Plath, for her part, had a couple of hot nights with her hot dude (photos of Davison from 1955 prove he was quite fetching, if you’re into that Harvard thing), introduced him to her mother, and then sent him packing before she left for her adventures abroad. He seems to have never forgiven her, not because he had any great feelings for her, but because he thought… well, I don’t know what he thought, but I will wager that, like a lot of men of that era (and many eras), he thought she owed him something beyond the pleasure of her company. Plath legitimately believed he blackballed her from publishing in the Atlantic at various points. While this isn’t exactly fair, given that her work appeared there at various points between 1955 and her death in 1963, the Harriet Rosenstein papers, newly acquired by Emory University, show Davison working hard to get a biography of Plath in print that is none too flattering to its subject. When Anne Stevenson’s Bitter Fame was published, he got his wish.

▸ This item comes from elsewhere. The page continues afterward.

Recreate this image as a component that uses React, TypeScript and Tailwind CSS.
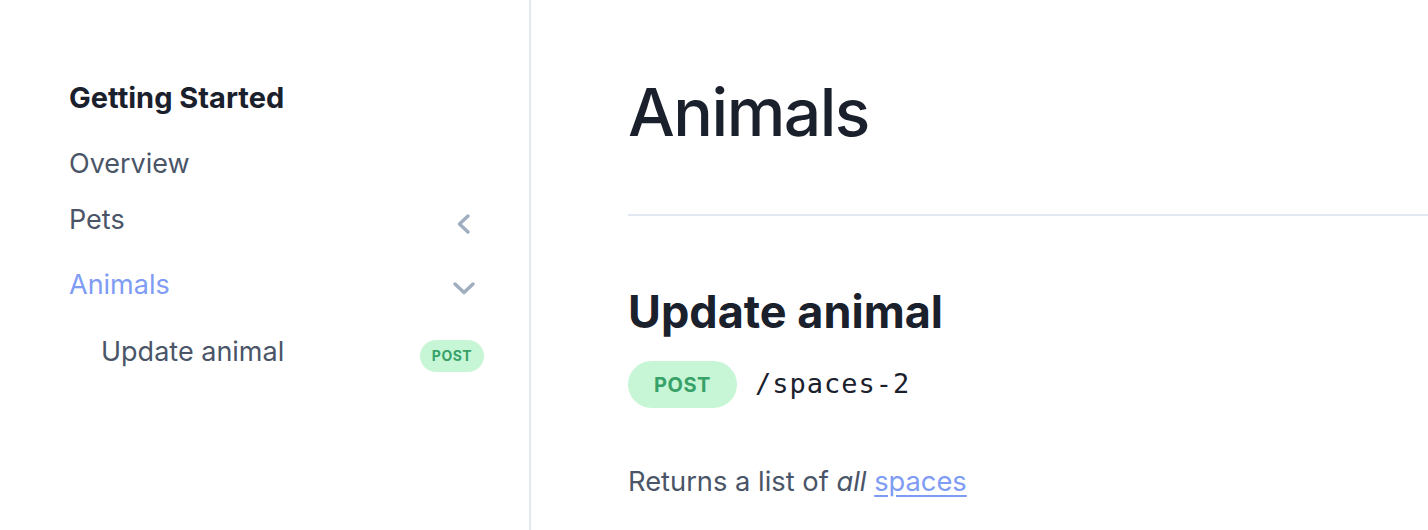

1. The Time She Asked Her Diaries if Ted Was Going To Dedicate His Next Book To His Penis
Speaks for itself, Reader.
Until next week, I remain,
Your Own,
Emily
Remember the story about A Alvarez, and Sylvia's clever foot? I prefer to think that true. And pretty damn awesome.
Love this.
And fuck Dido Merwin.
your description of meeting yourself as a character at a faculty party is hilarious! i'm loving these. they're so smart.